Spanish oil company and shipping giant to develop €1bn green hydrogen-to-methanol project, the largest in Europe
Cepsa and C2X, majority-owned by Maersk parent company AP Moller, to build 300,000-tonne plant — combining green hydrogen with captured CO2 — in southern Spain
Spanish oil company Cepsa and Danish developer C2X — which is majority-owned by shipping giant Maersk’s parent company — have announced plans to build Europe’s largest green methanol project, with an annual production of 300,000 tonnes.
The plant, to be built in Huelva, southern Spain, at a cost of up to €1bn ($1.08bn), would combine green hydrogen produced at the 2GW Andalusian Green Hydrogen Valley, which is being co-developed by Cepsa and EDP, with “non-fossil sources of carbon [dioxide] captured from the atmosphere or from agricultural and forestry waste”.
Cepsa says the methanol (CH3OH) produced would be used to “reduce carbon emissions in hard-to-abate industries such as long-distance shipping and other industries such as chemicals and plastics”.
“A step change is needed to scale production capacity of non-fossil methanol to meet the demand that is building now,” the company said in a statement. “However, significant support from governments and other bodies is also required to ensure that this production capacity can supply green methanol at a price that is acceptable to its target customers.”
A final investment decision on the project is “expected to be made” in 2025.
“The project places Andalusia as one of the most competitive locations globally for the production and transportation of green molecules thanks to its renewable electricity capacity and industrial and port infrastructure, positioning Spain as a leading sustainable energy hub and securing independent and affordable clean energy for Europe,” said Cepsa.
The unnamed project was unveiled at COP28 in Dubai in the presence of Spanish Prime Minister Pedro Sánchez and ecological transition minister Teresa Ribera.
Sánchez described the project as “a significant step towards a future free of fossil fuels”
“This investment is fully aligned with Spain’s strategy of reindustrialisation and energy transition.

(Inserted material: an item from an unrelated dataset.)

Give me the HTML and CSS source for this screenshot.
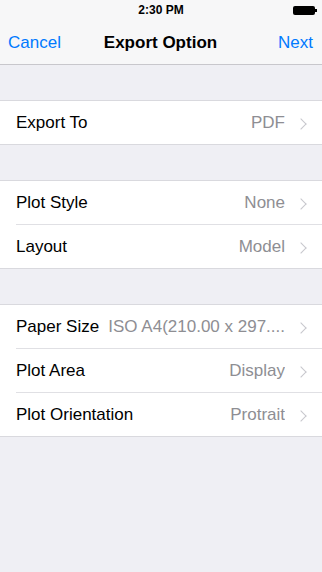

We want that 81% of our power generation come from renewable sources by 2030,” he said. “Green hydrogen will play a crucial role and, thanks to projects like this, Spain stands as a global reference.”
C2X CEO Brian Davis hinted that the project will need some kind of government support to move forward: “While this project has strong fundamentals it will need an enabling framework in order to offer a competitive source of green methanol to its target customers. We look forward to working with Cepsa and the Spanish government as we develop the project.”
Cepsa CEO Maarten Wetselaar added: “This partnership is another milestone in our strategy to make Spain a European hub for green molecules this decade, with viable projects to reduce emissions in sectors that are difficult and urgent to decarbonise. We will work with the Spanish government to develop the regulatory framework needed for this project to be successful and scalable.”